Configures the ADC to use a DMA ring buffer for continuous data acquisition.

Use the Self::read method to retrieve measurements from the DMA ring buffer. The read buffer should be exactly half the size of dma_buf. When using triggered mode, it is recommended to configure dma_buf as a double buffer so that one half can be read while the other half is being filled by the DMA, preventing data loss. The trigger period of the ADC effectively defines the period at which the buffer should be read.

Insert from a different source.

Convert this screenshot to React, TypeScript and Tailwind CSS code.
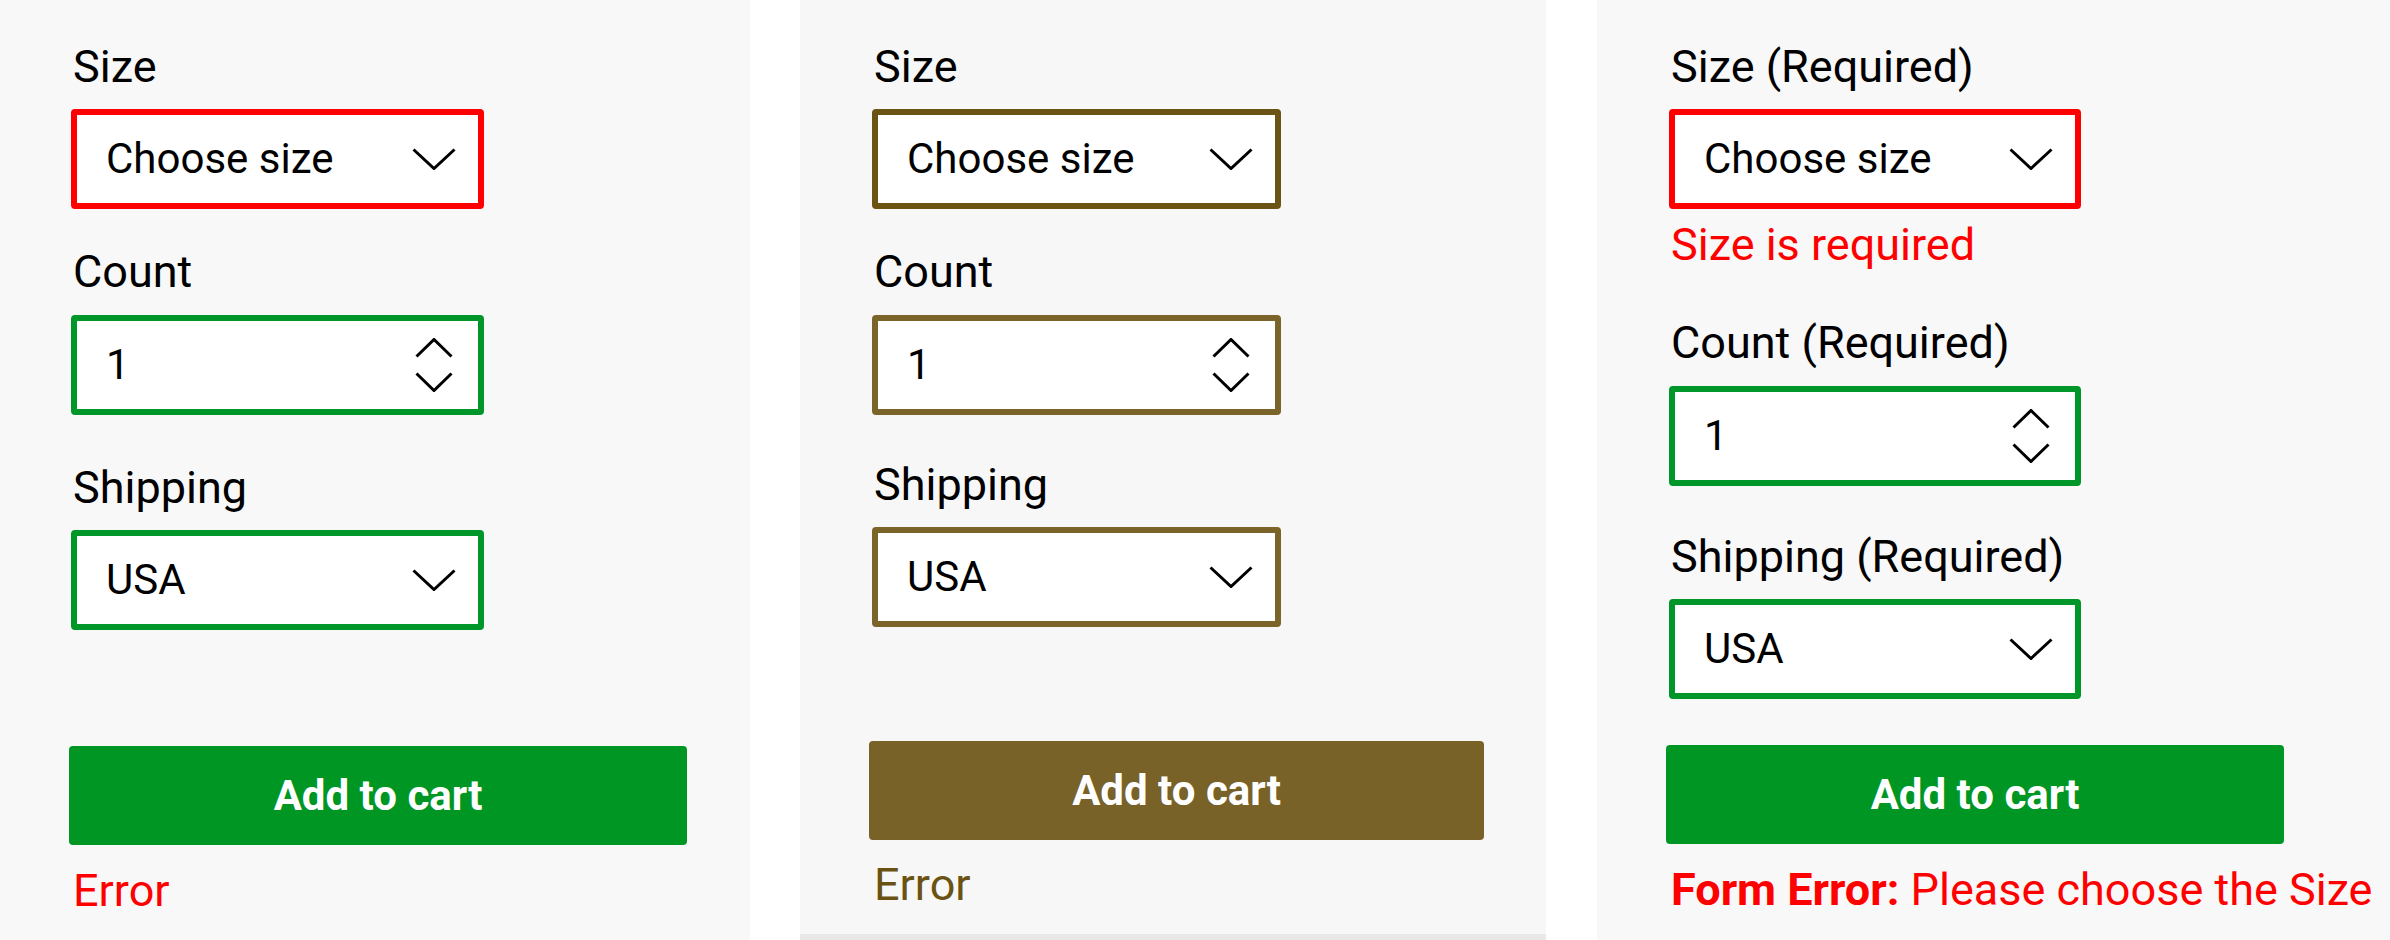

If continous conversion mode is selected, the provided dma_buf must be large enough to prevent DMA buffer overruns. Its length should be a multiple of the number of ADC channels being measured. For example, if 3 channels are measured and you want to store 40 samples per channel, the buffer length should be 3 * 40 = 120.

Parameters

• dma: The DMA peripheral used to transfer ADC data into the buffer.
• dma_buf: The buffer where DMA stores ADC samples.
• regular_sequence: Sequence of channels and sample times for regular ADC conversions.
• regular_conversion_mode: Mode for regular conversions (continuous or triggered).

Returns

A RingBufferedAdc<'a, T> instance configured for continuous DMA-based sampling.

Note: Depending on hardware limitations, this method may require channels to be passed in order or require the sequence to have the same sample time for all channnels, depending on the number and properties of the channels in the sequence. This method will panic if the hardware cannot deliver the requested configuration.

Trait Implementations

impl<'d, T: Instance> Drop for Adc<'d, T>

Available on non-adc_f3v3 only.

fn drop(&mut self)

Executes the destructor for this type.